Bahadyr, Rana



Autograph Card Signed

"Maharaja Jung Bahadur Rana (June 18, 1816, Kathmandu, Nepal -February 25, 1877, Kathmandu) was a ruler of Nepal and founder of the Rana dynasty of Nepal. His real name was Bir Narsingh Kunwar but he became famous by the name Jung Bahadur, given to him by Mathebar Thapa, his maternal uncle.

During his lifetime, he eliminated the factional fighting at the court, introduced innovations into the bureaucracy and the judiciary, and made efforts to "modernize" Nepal. He remains one of the most important figures in Nepalese history, though modern historians have also blamed Jung Bahadur for setting up the dictatorship that repressed the nation for more than 100 years and left it in a primitive economic condition. Others exclusively blame his nephews, the Shumsher Ranas, for Nepal's dark period of history.

His father, Bal Narsingh Kunwar (aka Bala Narsingh Kunwar), was in court the day Rana Bahadur Shah was murdered by his own half-brother Sher Bahadur Shah; as a retaliation Bal Narsingh killed him on the spot. For this action, he was rewarded with the position of Kaji, which was made hereditary in his family, also he was the only person allowed to carry weapons inside the court.
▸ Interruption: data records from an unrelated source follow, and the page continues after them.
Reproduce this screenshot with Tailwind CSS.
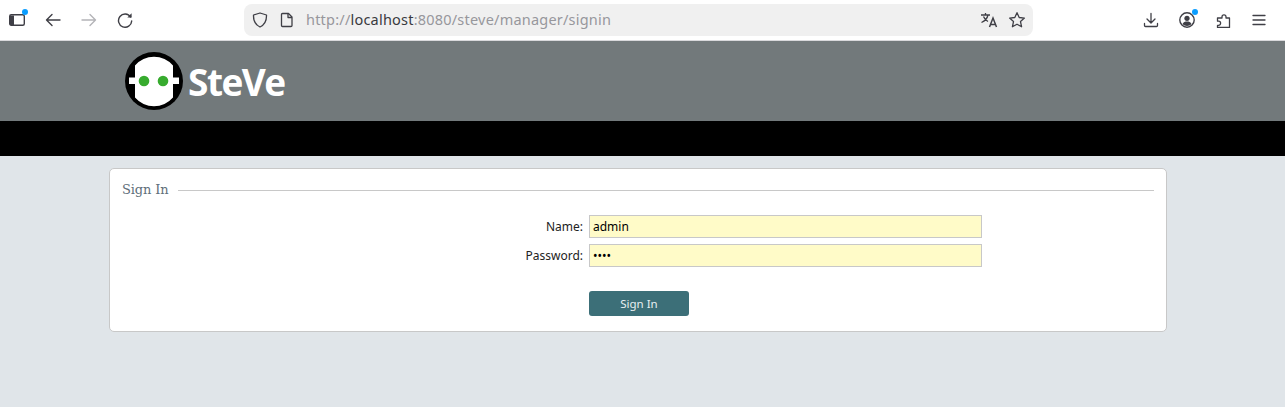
<!DOCTYPE html>
<html lang="en">
<head>
  <meta charset="UTF-8" />
  <title>SteVe - Sign In</title>
  <script src="https://cdn.jsdelivr.net/npm/@tailwindcss/browser@4"></script>
</head>
<body class="h-[407px] overflow-hidden bg-[#e0e5e9] font-['Noto_Sans',sans-serif]">
  <!-- Browser toolbar -->
  <div class="h-[41px] bg-white border-b border-[#d9d9dc] flex items-center text-[#3f3f46]">
    <div class="w-[244px] shrink-0 flex items-center pl-[9px] gap-[20px]">
      <span class="relative w-[16px] h-[16px] block">
        <svg width="16" height="16" viewBox="0 0 16 16" fill="none" stroke="currentColor" stroke-width="1.4"><rect x="0.7" y="2.7" width="14.6" height="10.6" rx="1.5"/><path d="M1 3.500h4v9.500H1z" fill="currentColor" stroke="none"/></svg>
        <span class="absolute -top-[3px] -right-[3px] w-[6px] h-[6px] rounded-full bg-[#0a9dff]"></span>
      </span>
      <svg width="16" height="16" viewBox="0 0 16 16" fill="none" stroke="currentColor" stroke-width="1.4" stroke-linecap="round" stroke-linejoin="round"><path d="M15 8H1.500M7 2.500 1.500 8 7 13.500"/></svg>
      <svg width="16" height="16" viewBox="0 0 16 16" fill="none" stroke="#b4b4b8" stroke-width="1.4" stroke-linecap="round" stroke-linejoin="round"><path d="M1 8h13.500M9 2.500 14.500 8 9 13.500"/></svg>
      <svg width="16" height="16" viewBox="0 0 16 16" fill="none" stroke="currentColor" stroke-width="1.4" stroke-linecap="round" stroke-linejoin="round"><path d="M13.600 5A6.600 6.600 0 1 0 14.700 9"/><path d="M14.600 1.200v4.300h-4.300z" fill="currentColor" stroke="none"/></svg>
    </div>
    <div class="w-[789px] h-[32px] shrink-0 rounded-[8px] bg-[#f0f0f0] flex items-center pl-[8px] pr-[7px] text-[14.5px] tracking-[0.21px]">
      <svg class="mr-[12px]" width="16" height="16" viewBox="0 0 16 16" fill="none" stroke="currentColor" stroke-width="1.3" stroke-linejoin="round"><path d="M8 1 14.500 3c.2 5.500-1.800 9.800-6.500 12C3.300 12.800 1.300 8.500 1.500 3z"/></svg>
      <svg class="mr-[12px]" width="14" height="16" viewBox="0 0 14 16" fill="none" stroke="currentColor" stroke-width="1.3" stroke-linejoin="round"><path d="M2.500 1.500h6l3.500 3.500v8.500a1 1 0 0 1-1 1H2.500a1 1 0 0 1-1-1v-11a1 1 0 0 1 1-1z"/><path d="M8 1.500V5.500h4" /></svg>
      <span class="text-[#97979c]">http://<span class="text-[#3a3a3e]">localhost</span>:8080/steve/manager/signin</span>
      <svg class="ml-auto mr-[10px]" width="18" height="18" viewBox="0 0 18 18" fill="none" stroke="currentColor" stroke-width="1.3"><path d="M1 4h9M5.500 2v2M8 4c-.8 3.500-3 6-6.500 7.500M3.500 5.500c1 2.500 2.500 4 4.500 5"/><path d="M9.500 16l3.500-9 3.500 9M10.700 13.500h4.600" stroke-width="1.5"/></svg>
      <svg width="18" height="18" viewBox="0 0 18 18" fill="none" stroke="currentColor" stroke-width="1.3" stroke-linejoin="round"><path d="m9 1.700 2.200 4.800 5.200.6-3.900 3.500 1.100 5.200L9 13.200l-4.600 2.600 1.100-5.200-3.900-3.500 5.200-.6z"/></svg>
    </div>
    <div class="flex-1 flex items-center pl-[110px] gap-[20px]">
      <svg width="16" height="16" viewBox="0 0 16 16" fill="none" stroke="currentColor" stroke-width="1.3" stroke-linecap="round" stroke-linejoin="round"><path d="M8 1.500v9M4 7l4 4 4-4M1.500 11.500v2a1 1 0 0 0 1 1h11a1 1 0 0 0 1-1v-2"/></svg>
      <span class="relative w-[16px] h-[16px] block">
        <svg width="16" height="16" viewBox="0 0 16 16"><circle cx="8" cy="8" r="7.200" fill="none" stroke="currentColor" stroke-width="1.400"/><circle cx="8" cy="6.300" r="2.600" fill="currentColor"/><path d="M3.500 12c1-2 2.500-2.500 4.500-2.500s3.500.5 4.500 2.500c-1 1.300-2.800 2-4.500 2s-3.500-.7-4.500-2z" fill="currentColor"/></svg>
        <span class="absolute -top-[3px] -right-[3px] w-[6px] h-[6px] rounded-full bg-[#0a9dff]"></span>
      </span>
      <svg width="16" height="16" viewBox="0 0 16 16" fill="none" stroke="currentColor" stroke-width="1.3" stroke-linejoin="round"><path d="M2.500 15.500H14.500V6H11V4.800a2 2 0 0 0-4 0V6H2.500V9.200H3.500a2 2 0 0 1 0 4.200H2.500Z"/></svg>
      <svg width="16" height="16" viewBox="0 0 16 16" fill="none" stroke="currentColor" stroke-width="1.3" stroke-linecap="round"><path d="M2 3.500h12M2 8h12M2 12.500h12"/></svg>
    </div>
  </div>

  <!-- Header -->
  <div class="h-[80px] bg-[#72797b] pl-[125px] pt-[11px]">
    <div class="flex items-center h-[58px]">
      <svg width="58" height="58" viewBox="0 0 58 58">
        <circle cx="29" cy="29" r="29" fill="#000"/>
        <path d="M10 13.500A25 25 0 0 1 48 13.500V25.500H54V32H48V45.500A25 25 0 0 1 10 45.500V32H4V25.500H10Z" fill="#fff"/>
        <circle cx="19" cy="29" r="5.300" fill="#37ab2e"/>
        <circle cx="38" cy="29" r="5.300" fill="#37ab2e"/>
      </svg>
      <span class="ml-[5px] text-white font-['Open_Sans',sans-serif] font-bold text-[37px] leading-none tracking-[-1.5px]">SteVe</span>
    </div>
  </div>
  <div class="h-[35px] bg-black"></div>

  <!-- Sign in card -->
  <div class="mt-[12px] ml-[109px] w-[1058px] h-[164px] bg-white border border-[#c8c8c8] rounded-[5px] px-[12px]">
    <div class="flex items-center h-[42px]">
      <span class="font-['DejaVu_Serif',serif] text-[13px] tracking-[-0.15px] text-[#5f6f7a] pr-[10px]">Sign In</span>
      <span class="flex-1 h-px bg-[#c8c8c8]"></span>
    </div>
    <form class="mt-[4px] grid grid-cols-[461px_393px] gap-x-[6px] gap-y-[6px] items-center text-[12px] text-[#222]">
      <label class="text-right">Name:</label>
      <input class="h-[23px] border border-[#c8c8c8] bg-[#fffbc8] px-[3px] text-black text-[12px]" type="text" value="admin" />
      <label class="text-right">Password:</label>
      <input class="h-[23px] border border-[#c8c8c8] bg-[#fffbc8] px-[3px] text-black text-[12px]" type="password" value="1234" />
      <span></span>
      <button class="mt-[18px] w-[100px] h-[25px] rounded-[3px] bg-[#3c6f78] text-[#e8f0f2] text-[11.5px]" type="submit">Sign In</button>
    </form>
  </div>
</body>
</html>
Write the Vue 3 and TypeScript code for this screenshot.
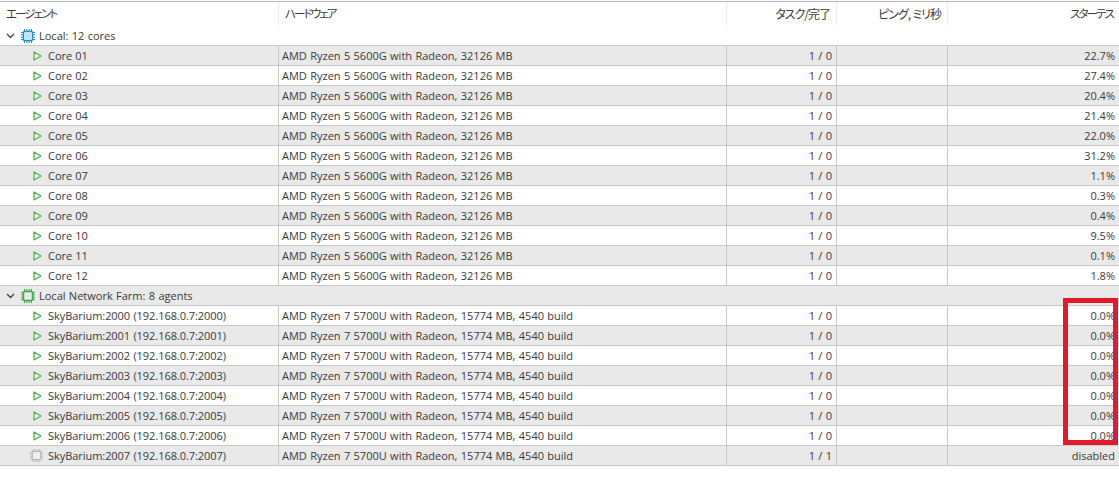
<script setup lang="ts">
interface Row {
  group?: boolean;
  icon: "play" | "chip-blue" | "chip-green" | "chip-off";
  name: string;
  hw?: string;
  tasks?: string;
  status?: string;
}

const ryzen5 = "AMD Ryzen 5 5600G with Radeon, 32126 MB";
const ryzen7 = "AMD Ryzen 7 5700U with Radeon, 15774 MB, 4540 build";

const coreLoads = ["22.7", "27.4", "20.4", "21.4", "22.0", "31.2", "1.1", "0.3", "0.4", "9.5", "0.1", "1.8"];

const rows: Row[] = [
  { group: true, icon: "chip-blue", name: "Local: 12 cores" },
  ...coreLoads.map((load, i): Row => ({
    icon: "play",
    name: "Core " + String(i + 1).padStart(2, "0"),
    hw: ryzen5,
    tasks: "1 / 0",
    status: load + "%",
  })),
  { group: true, icon: "chip-green", name: "Local Network Farm: 8 agents" },
  ...[0, 1, 2, 3, 4, 5, 6].map((i): Row => ({
    icon: "play",
    name: `SkyBarium:200${i} (192.168.0.7:200${i})`,
    hw: ryzen7,
    tasks: "1 / 0",
    status: "0.0%",
  })),
  {
    icon: "chip-off",
    name: "SkyBarium:2007 (192.168.0.7:2007)",
    hw: ryzen7,
    tasks: "1 / 1",
    status: "disabled",
  },
];

const pins = [0, 1, 2, 3];
</script>

<template>
  <div class="table">
    <div class="head">
      <div class="hcell tight">エージェント</div>
      <div class="hcell tight">ハードウェア</div>
      <div class="hcell right">タスク/完了</div>
      <div class="hcell right">ピング, ミリ秒</div>
      <div class="hcell right last tight">スターテス</div>
    </div>

    <div
      v-for="(row, i) in rows"
      :key="row.name"
      class="row"
      :class="{ odd: i % 2 === 1 }"
    >
      <template v-if="row.group">
        <div class="group">
          <svg class="chevron" width="9" height="6" viewBox="0 0 9 6">
            <path d="M1 1l3.5 3.5L8 1" fill="none" stroke="#444" stroke-width="1.3" />
          </svg>
          <svg class="chip" width="14" height="14" viewBox="0 0 14 14" :class="row.icon">
            <rect x="2.5" y="2.5" width="9" height="9" rx="1" fill="none" stroke="currentColor" stroke-width="1.4" />
            <rect v-if="row.icon === 'chip-blue'" x="4" y="4" width="6" height="6" fill="#bfe3f5" />
            <path
              v-for="p in pins"
              :key="p"
              :d="`M${3.5 + p * 2.33} 0v2M${3.5 + p * 2.33} 12v2M0 ${3.5 + p * 2.33}h2M12 ${3.5 + p * 2.33}h2`"
              stroke="currentColor"
              stroke-width="1"
            />
          </svg>
          <span>{{ row.name }}</span>
        </div>
      </template>
      <template v-else>
        <div class="cell name">
          <svg v-if="row.icon === 'play'" class="play" width="9" height="10" viewBox="0 0 9 10">
            <path d="M1 1v8l7-4z" fill="#fff" stroke="#45b04e" stroke-width="1.2" stroke-linejoin="round" />
          </svg>
          <svg v-else class="chip chip-off off" width="13" height="13" viewBox="0 0 14 14">
            <rect x="2.5" y="2.5" width="9" height="9" rx="1" fill="#efefef" stroke="currentColor" stroke-width="1.2" />
            <path
              v-for="p in pins"
              :key="p"
              :d="`M${3.5 + p * 2.33} 0v2M${3.5 + p * 2.33} 12v2M0 ${3.5 + p * 2.33}h2M12 ${3.5 + p * 2.33}h2`"
              stroke="currentColor"
              stroke-width="1"
            />
          </svg>
          <span>{{ row.name }}</span>
        </div>
        <div class="cell">{{ row.hw }}</div>
        <div class="cell right">{{ row.tasks }}</div>
        <div class="cell right"></div>
        <div class="cell right last">{{ row.status }}</div>
      </template>
    </div>

    <div class="highlight"></div>
  </div>
</template>

<style scoped>
.table {
  position: relative;
  width: 1119px;
  height: 495px;
  padding-top: 1px;
  box-sizing: border-box;
  background: #fff;
  color: #3a3a3a;
  font-family: "Open Sans", "Noto Sans CJK JP", sans-serif;
  font-size: 11px;
  word-spacing: 0.5px;
  overflow: hidden;
}
.head,
.row {
  display: grid;
  grid-template-columns: 279px 448px 110px 111px 171px;
}
.head {
  height: 25px;
  box-sizing: border-box;
  border-top: 1px solid #b4b4b4;
}
.hcell {
  height: 23px;
  line-height: 23px;
  padding: 0 6px;
  border-right: 1px solid #eaeaea;
  font-family: "Noto Sans CJK JP", sans-serif;
  font-size: 12px;
  font-weight: 400;
  font-feature-settings: "palt";
  letter-spacing: -1px;
}
.hcell.tight {
  font-size: 11.5px;
  letter-spacing: -1.9px;
}
.row {
  height: 20px;
  box-sizing: border-box;
  border-bottom: 1px solid #c8c8c8;
}
.row.odd {
  background: #e9e9e9;
}
.group {
  grid-column: 1 / -1;
  display: flex;
  align-items: center;
  line-height: 19px;
  padding-left: 6px;
}
.chevron {
  margin-right: 6px;
}
.chip {
  margin-right: 4px;
}
.chip-blue {
  color: #1c8fc8;
}
.chip-green {
  color: #37a845;
}
.chip-off {
  color: #b5b5b5;
}
.cell {
  line-height: 19px;
  padding: 0 4px 0 3px;
  border-right: 1px solid #c8c8c8;
  white-space: nowrap;
  overflow: hidden;
}
.name {
  display: flex;
  align-items: center;
  padding-left: 33px;
  letter-spacing: -0.05px;
}
.play {
  margin-right: 6px;
}
.off {
  margin-left: -3px;
  margin-right: 5px;
}
.right {
  text-align: right;
}
.last {
  border-right: none;
}
.highlight {
  position: absolute;
  left: 1063px;
  top: 298px;
  width: 55px;
  height: 147px;
  box-sizing: border-box;
  border: 5px solid #e01b2b;
}
</style>

<style>
html,
body {
  margin: 0;
  background: #fff;
}
</style>
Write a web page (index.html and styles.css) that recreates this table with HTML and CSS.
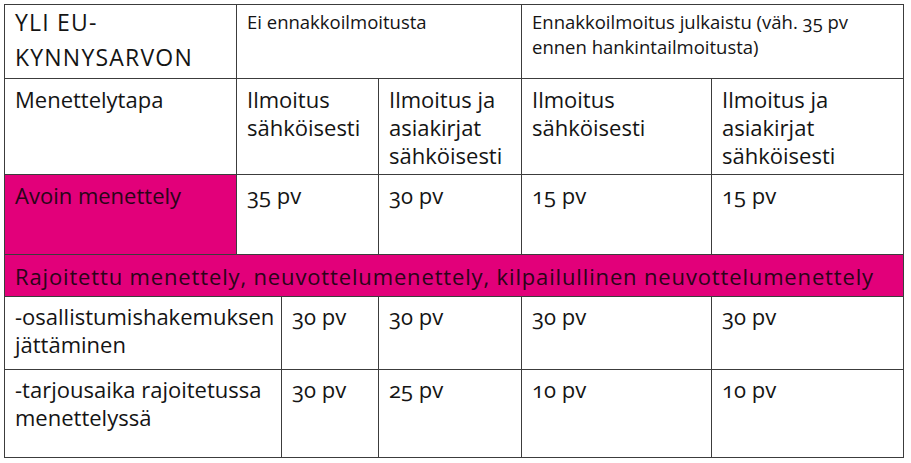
FILE: index.html
```html
<!DOCTYPE html>
<html lang="fi">
<head>
<meta charset="utf-8">
<title>Määräajat</title>
<link rel="stylesheet" href="styles.css">
</head>
<body>
<div class="page">
<table class="deadlines">
  <colgroup>
    <col class="c-a"><col class="c-b"><col class="c-c"><col class="c-d"><col class="c-e"><col class="c-f">
  </colgroup>
  <tr class="r1">
    <td class="title">YLI EU-<br>KYNNYSARVON</td>
    <td colspan="3" class="small">Ei ennakkoilmoitusta</td>
    <td colspan="2" class="small">Ennakkoilmoitus julkaistu (väh. <span class="onum">35</span> pv<br>ennen hankintailmoitusta)</td>
  </tr>
  <tr class="r2">
    <td>Menettelytapa</td>
    <td colspan="2">Ilmoitus<br>sähköisesti</td>
    <td>Ilmoitus ja<br>asiakirjat<br>sähköisesti</td>
    <td>Ilmoitus<br>sähköisesti</td>
    <td>Ilmoitus ja<br>asiakirjat<br>sähköisesti</td>
  </tr>
  <tr class="r3">
    <td class="pink">Avoin menettely</td>
    <td colspan="2" class="num">35 pv</td>
    <td class="num">30 pv</td>
    <td class="num">15 pv</td>
    <td class="num">15 pv</td>
  </tr>
  <tr class="r4">
    <td colspan="6" class="pink wide">Rajoitettu menettely, neuvottelumenettely, kilpailullinen neuvottelumenettely</td>
  </tr>
  <tr class="r5">
    <td colspan="2">-osallistumishakemuksen<br>jättäminen</td>
    <td class="num">30 pv</td>
    <td class="num">30 pv</td>
    <td class="num">30 pv</td>
    <td class="num">30 pv</td>
  </tr>
  <tr class="r6">
    <td colspan="2">-tarjousaika rajoitetussa<br>menettelyssä</td>
    <td class="num">30 pv</td>
    <td class="num">25 pv</td>
    <td class="num">10 pv</td>
    <td class="num">10 pv</td>
  </tr>
</table>
</div>
</body>
</html>
```

FILE: styles.css
```css
html, body {
  margin: 0;
  padding: 0;
  background: #ffffff;
}

.page {
  padding: 4px 0 0 4px;
}

.deadlines {
  border-collapse: collapse;
  table-layout: fixed;
  width: 899px;
  font-family: "Open Sans", "Noto Sans", sans-serif;
  font-size: 22px;
  line-height: 28px;
  color: #141414;
}

.c-a { width: 232px; }
.c-b { width: 45px; }
.c-c { width: 97px; }
.c-d { width: 143px; }
.c-e { width: 190px; }
.c-f { width: 192px; }

.deadlines td {
  box-sizing: border-box;
  border: 1px solid #3c3c3c;
  padding: 6px 4px 0 10px;
  vertical-align: top;
  white-space: nowrap;
}

.deadlines .title {
  font-size: 23px;
  line-height: 35px;
  padding-top: 0;
  letter-spacing: 1.2px;
}

.deadlines .small {
  font-size: 18.5px;
  line-height: 25px;
  padding-top: 4px;
}

.deadlines .wide {
  letter-spacing: 0.85px;
}

.deadlines .num,
.deadlines .onum {
  font-variant-numeric: oldstyle-nums;
}

.deadlines .pink {
  background: #e2007a;
  color: #2a0418;
}

.r1 td { height: 74px; }
.r2 td { height: 96px; }
.r3 td { height: 80px; }
.r4 td { height: 42px; }
.r4 td.wide { padding-top: 7px; }
.r5 td { height: 73px; }
.r5 td, .r6 td { padding-top: 5px; }
.r6 td { height: 88px; }
```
After Jung Bahadur's visit to Europe, he took steps to increase his hold over the country. He reduced the king to a prisoner in his own palace, surrounded by agents of the prime minister and restricted and supervised at all times. No one outside the king's immediate family could see the king without permission from the prime minister. All communications in the name of the king were censored, and he was allowed to read only approved literature. In 1856 the king issued a royal decree (sanad) that formalized the dominance of the Kunwar family. There were three main provisions in this crucial document. First, the prime minister had complete authority over all internal administration, including civil, military, and judicial affairs, and all foreign relations, including the powers to make war and peace. Second, Jung Bahadur was made great king (maharajah) of Kaski and Lamjung districts, in effect serving as their independent ruler. The Shah king retained the title of maharajadhiraja (supreme king) and the right to use the honorific term shri five times with his name. The prime minister could use shri three times with his name. In this way, Jung Bahadur stopped short of taking the throne outright but elevated his family to a level second only to the royal house, which remained as a symbol of the nation. Finally, provisions were established for hereditary succession to the post of prime minister. Brothers and then sons would inherit the position in order of seniority. These provisions meant that the dictatorship of the Kunwar family, a virtual monarchy within the monarchy, would be passed down in the family for generations, with no legal mechanism for changing the government. Later, Jung Bahadur established official Rolls of Succession that ranked all his descendants in relation to their hereditary rights to the office of prime minister.

Jung Bahadur sealed the arrangement with the Shah Dynasty by arranging marriages between his heirs and the royal house. In 1854, his eldest son Jagat Jung (aged eight) married the eldest daughter (aged six) of king Surendra. In 1855 his second son married the second daughter of the king. The ultimate test was passed in 1857, when heir apparent Trilokya Bir Bikram married two daughters of Jung Bahadur. A son of this union, Prithvi Bir Bikram Shah, ascended to the throne in 1881."